Nel mio percorso studio l’energia degli alberi: ogni tipo ne ha una specifica legata ai pianeti, e bisogna esserne consapevoli quando si affronta un lavoro. Allo stesso modo è importante la scelta degli altri materiali che si utilizzano all’interno delle nostre case, dai detersivi alle pitture murali: se nelle abitazioni portiamo sostanze naturali non possiamo che fare bene anche a chi abita quegli ambienti. E infine è fondamentale che una volta arrivati alla fine del loro percorso di vita gli arredi possano tornare alla terra e contribuire alla crescita di nuovi alberi: dovranno essere quindi completamente biodegradabili e riciclabili.
Anche da queste convinzioni ho fondato nel 1992 l’associazione di architettura naturale Bioarca, con artigiani e architetti uniti da questa concezione ecologica.
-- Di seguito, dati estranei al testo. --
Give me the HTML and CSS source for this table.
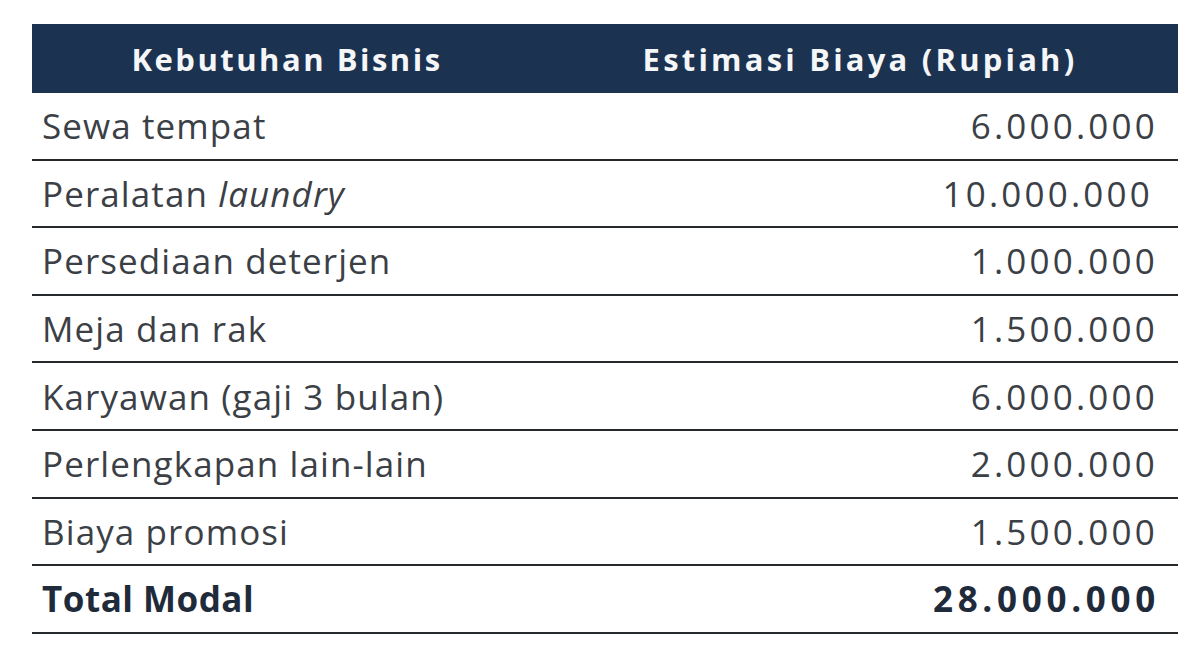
FILE: index.html
```html
<!DOCTYPE html>
<html>
<head>
<meta charset="utf-8">
<link rel="stylesheet" href="styles.css">
</head>
<body>
<table class="cost">
  <thead>
    <tr><th class="c1">Kebutuhan Bisnis</th><th class="c2">Estimasi Biaya (Rupiah)</th></tr>
  </thead>
  <tbody>
    <tr><td>Sewa tempat</td><td class="num">6.000.000</td></tr>
    <tr><td>Peralatan <em>laundry</em></td><td class="num shift">10.000.000</td></tr>
    <tr><td>Persediaan deterjen</td><td class="num">1.000.000</td></tr>
    <tr><td>Meja dan rak</td><td class="num">1.500.000</td></tr>
    <tr><td>Karyawan (gaji 3 bulan)</td><td class="num">6.000.000</td></tr>
    <tr><td>Perlengkapan lain-lain</td><td class="num">2.000.000</td></tr>
    <tr><td>Biaya promosi</td><td class="num">1.500.000</td></tr>
    <tr class="total"><td>Total Modal</td><td class="num">28.000.000</td></tr>
  </tbody>
</table>
</body>
</html>
```
FILE: styles.css
```css
html, body {
  margin: 0;
  padding: 0;
  background: #ffffff;
}
body {
  padding: 24px 22px 0 32px;
  font-family: "Open Sans", "Liberation Sans", sans-serif;
}
.cost {
  width: 1146px;
  border-collapse: collapse;
  table-layout: fixed;
}
.cost th {
  background: #1b3250;
  color: #f4f6f8;
  font-weight: 700;
  font-size: 31px;
  height: 69px;
  padding: 0;
  text-align: center;
  letter-spacing: 2.5px;
}
.cost th.c1 { width: 510px; }
.cost th.c2 { letter-spacing: 3.2px; }
.cost td {
  height: 65.6px;
  padding: 0 20px 0 10px;
  font-size: 35px;
  letter-spacing: 1.1px;
  color: #3b4046;
  border-bottom: 2px solid #26292c;
  vertical-align: middle;
}
.cost td em { font-style: italic; }
.cost td.num {
  text-align: right;
  letter-spacing: 3.2px;
}
.cost td.shift { padding-right: 25px; }
.cost tr.total td {
  font-weight: 700;
  color: #1f2b3a;
  letter-spacing: 0.5px;
}
.cost tr.total td.num { letter-spacing: 4.7px; padding-right: 18px; }
```
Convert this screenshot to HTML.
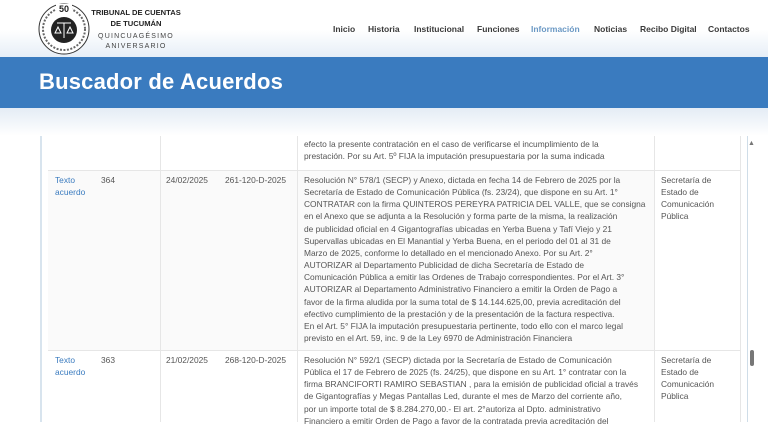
<!DOCTYPE html>
<html><head><meta charset="utf-8"><style>
*{margin:0;padding:0;box-sizing:border-box}
body{width:768px;height:422px;overflow:hidden;background:#fff;font-family:"Liberation Sans",sans-serif;position:relative}
.hdr{position:absolute;left:0;top:0;width:768px;height:57px;background:linear-gradient(#fff 0,#fff 30px,#e6eef7 57px)}
.nav{position:absolute;top:24px;font-size:8.5px;font-weight:bold;color:#3a3a3a;white-space:nowrap}
.band{position:absolute;left:0;top:57px;width:768px;height:51px;background:#3a7bbf}
.band h1{position:absolute;left:39px;top:12px;font-size:22px;font-weight:bold;color:#fff;letter-spacing:.2px}
.fade{position:absolute;left:0;top:108px;width:768px;height:28px;background:linear-gradient(#e4ecf5,#fff)}
.t{position:absolute;font-size:8.4px;line-height:12.15px;color:#555;white-space:nowrap}
.lk{color:#3a7bbf}
.vl{position:absolute;width:1px;background:#e6e6e6}
.hl{position:absolute;height:1px;background:#e6e6e6;left:48px;width:692px}
</style></head><body>
<div class="hdr"></div>
<svg style="position:absolute;left:38px;top:3px" width="52" height="52" viewBox="0 0 52 52">
<circle cx="26" cy="26" r="25" fill="#fff" stroke="#333" stroke-width="1"/>
<circle cx="26" cy="26" r="21" fill="none" stroke="#666" stroke-width="2" stroke-dasharray="2 1.5"/>
<circle cx="26" cy="27" r="13" fill="#222"/>
<path d="M19 20h14M26 20v15M20 24l-3 6h6zM32 24l-3 6h6z" stroke="#fff" stroke-width="1" fill="none"/>
<rect x="18" y="1" width="16" height="9" fill="#fff"/>
<text x="26" y="9" font-size="9" font-weight="bold" text-anchor="middle" font-family="Liberation Sans" fill="#222">50</text>
</svg>
<div style="position:absolute;left:86px;top:7px;width:100px;text-align:center;font-size:7.6px;font-weight:bold;color:#222;line-height:11px;white-space:nowrap">TRIBUNAL DE CUENTAS<br>DE TUCUMÁN</div>
<div style="position:absolute;left:86px;top:32px;width:100px;text-align:center;font-size:7px;color:#444;letter-spacing:1.2px;line-height:10px;white-space:nowrap">QUINCUAGÉSIMO<br>ANIVERSARIO</div>
<div class="nav" style="left:333px">Inicio</div>
<div class="nav" style="left:368px">Historia</div>
<div class="nav" style="left:414px">Institucional</div>
<div class="nav" style="left:477px">Funciones</div>
<div class="nav" style="left:531px;color:#6a98c4">Información</div>
<div class="nav" style="left:594px">Noticias</div>
<div class="nav" style="left:640px">Recibo Digital</div>
<div class="nav" style="left:708px">Contactos</div>
<div class="band"><h1>Buscador de Acuerdos</h1></div>
<div class="fade"></div>
<div style="position:absolute;left:40px;top:136px;width:2px;height:286px;background:#d8e4ee"></div>
<div style="position:absolute;left:48px;top:170px;width:606px;height:181px;background:#fafafa"></div>
<div class="vl" style="left:160px;top:136px;height:286px"></div>
<div class="vl" style="left:297px;top:136px;height:286px"></div>
<div class="vl" style="left:654px;top:136px;height:286px"></div>
<div class="vl" style="left:740px;top:136px;height:286px"></div>
<div class="hl" style="top:170px"></div>
<div class="hl" style="top:350px"></div>
<div style="position:absolute;left:747px;top:136px;width:1px;height:286px;background:#cfdde8"></div>
<div style="position:absolute;left:748px;top:140px;font-size:7px;color:#777">▲</div>
<div style="position:absolute;left:750px;top:350px;width:4px;height:16px;border-radius:2px;background:#777"></div>
<div class="t" style="left:304px;top:138px">efecto la presente contratación en el caso de verificarse el incumplimiento de la<br>prestación. Por su Art. 5º FIJA la imputación presupuestaria por la suma indicada</div>
<div class="t lk" style="left:55px;top:174px">Texto<br>acuerdo</div>
<div class="t" style="left:101px;top:174px">364</div>
<div class="t" style="left:166px;top:174px">24/02/2025</div>
<div class="t" style="left:225px;top:174px">261-120-D-2025</div>
<div class="t" style="left:304px;top:174px">Resolución N° 578/1 (SECP) y Anexo, dictada en fecha 14 de Febrero de 2025 por la<br>Secretaría de Estado de Comunicación Pública (fs. 23/24), que dispone en su Art. 1°<br>CONTRATAR con la firma QUINTEROS PEREYRA PATRICIA DEL VALLE, que se consigna<br>en el Anexo que se adjunta a la Resolución y forma parte de la misma, la realización<br>de publicidad oficial en 4 Gigantografías ubicadas en Yerba Buena y Tafí Viejo y 21<br>Supervallas ubicadas en El Manantial y Yerba Buena, en el periodo del 01 al 31 de<br>Marzo de 2025, conforme lo detallado en el mencionado Anexo. Por su Art. 2°<br>AUTORIZAR al Departamento Publicidad de dicha Secretaría de Estado de<br>Comunicación Pública a emitir las Ordenes de Trabajo correspondientes. Por el Art. 3°<br>AUTORIZAR al Departamento Administrativo Financiero a emitir la Orden de Pago a<br>favor de la firma aludida por la suma total de $ 14.144.625,00, previa acreditación del<br>efectivo cumplimiento de la prestación y de la presentación de la factura respectiva.<br>En el Art. 5° FIJA la imputación presupuestaria pertinente, todo ello con el marco legal<br>previsto en el Art. 59, inc. 9 de la Ley 6970 de Administración Financiera</div>
<div class="t" style="left:661px;top:174px">Secretaría de<br>Estado de<br>Comunicación<br>Pública</div>
<div class="t lk" style="left:55px;top:354px">Texto<br>acuerdo</div>
<div class="t" style="left:101px;top:354px">363</div>
<div class="t" style="left:166px;top:354px">21/02/2025</div>
<div class="t" style="left:225px;top:354px">268-120-D-2025</div>
<div class="t" style="left:304px;top:354px">Resolución N° 592/1 (SECP) dictada por la Secretaría de Estado de Comunicación<br>Pública el 17 de Febrero de 2025 (fs. 24/25), que dispone en su Art. 1° contratar con la<br>firma BRANCIFORTI RAMIRO SEBASTIAN , para la emisión de publicidad oficial a través<br>de Gigantografías y Megas Pantallas Led, durante el mes de Marzo del corriente año,<br>por un importe total de $ 8.284.270,00.- El art. 2°autoriza al Dpto. administrativo<br>Financiero a emitir Orden de Pago a favor de la contratada previa acreditación del</div>
<div class="t" style="left:661px;top:354px">Secretaría de<br>Estado de<br>Comunicación<br>Pública</div>
</body></html>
La mia idea era di creare un consorzio su queste basi, ma poi non siamo riusciti a concretizzarla, in molti hanno avuto paura di rischiare.

Forse oggi i tempi potrebbero essere più maturi?

Forse oggi quelle condizioni ci potrebbero essere, ma ci vorrebbe una nuova generazione pronta ad accettare questa scommessa. E che si uscisse finalmente dall’equivoco del “finto bio”, perché in giro di bio-furbi ce ne sono fin troppi. Io invece ho scelto la strada di certificare i miei lavori al momento della consegna, dando ai clienti la certezza di tutta la filiera, compreso il fatto che siano completamente naturali le vernici, le colle e gli stucchi, che ricaviamo dalla cera d’api. E niente che derivi dal petrolio, ma sughero, canapa, bioedilizia in legno.

A proposito di api, proprio al loro mondo è dedicata una delle sue ultime realizzazioni…

Sì, abbiamo dato vita con un gruppo di lavoro a un innovativo modello di arnia esagonale: ne abbiamo prodotti 15 esemplari che abbiamo distribuito in tutta Italia, e ora siamo impegnati a monitorarne i risultati, per apportare eventuali miglioramenti. Siamo partiti dalla constatazione che le arnie “tradizionali” non erano progettate al meglio per le esigenze delle api, e arrivavano addirittura a indebolirne l’energia. Così abbiamo adottato una serie di accorgimenti, partendo proprio dalla qualità del legno, pensando al benessere delle api.

Oggi la sostenibilità è finalmente diventata un argomento “di moda”. Nota una sensibilità attorno alla sua attività?

La crescita di sensibilità c’è senza dubbio stata. All’inizio la mia “nicchia” era soprattutto formata da persone che avevano già una spiccata attenzione su questi temi, e che avevano già avviato un percorso per vivere in armonia con la natura, anche – ad esempio – dal punto di vista alimentare. Ora invece si avvicinano anche persone che non hanno questo background, e che apprezzano i nostri “pezzi unici” e i principi del nostro lavoro. Io mi considero un artigiano, non mi occupo di produzione di serie, non riesco a fare due cose uguali. Perché la falegnameria è creatività, e mi piace realizzare progetti costruiti su misura sulle esigenze dei miei clienti. Il fatto che si parli sempre più di sostenibilità è in ogni caso una cosa positiva, anche se il problema da qui in avanti sarà la gestione della transizione. Quando intorno a un settore iniziano a girare tanti soldi, come sta accadendo con il Pnrr, immediatamente si fanno avanti anche i furbi. Tra i primi passi ci dovrà essere quello di fare di più per educare i più giovani a questi temi, è necessario che si diffonda una cultura della sostenibilità.

Cosa fa per trasmettere agli altri la sua passione, come ha fatto il suo maestro con lei?

Intanto sono impegnato in una serie di trasmissioni con una emittente televisiva locale, Telecolor: si chiama “Lo spirito degli alberi”, e potete trovarla anche su YouTube. E poi tutti gli anni accolgo diversi stagisti, dall’Italia e dall’estero. Sono in molti i giovani interessati a questo lavoro e a questo stile di vita, e mi è capitato di incontrare ragazzi e ragazze molto appassionati e portati.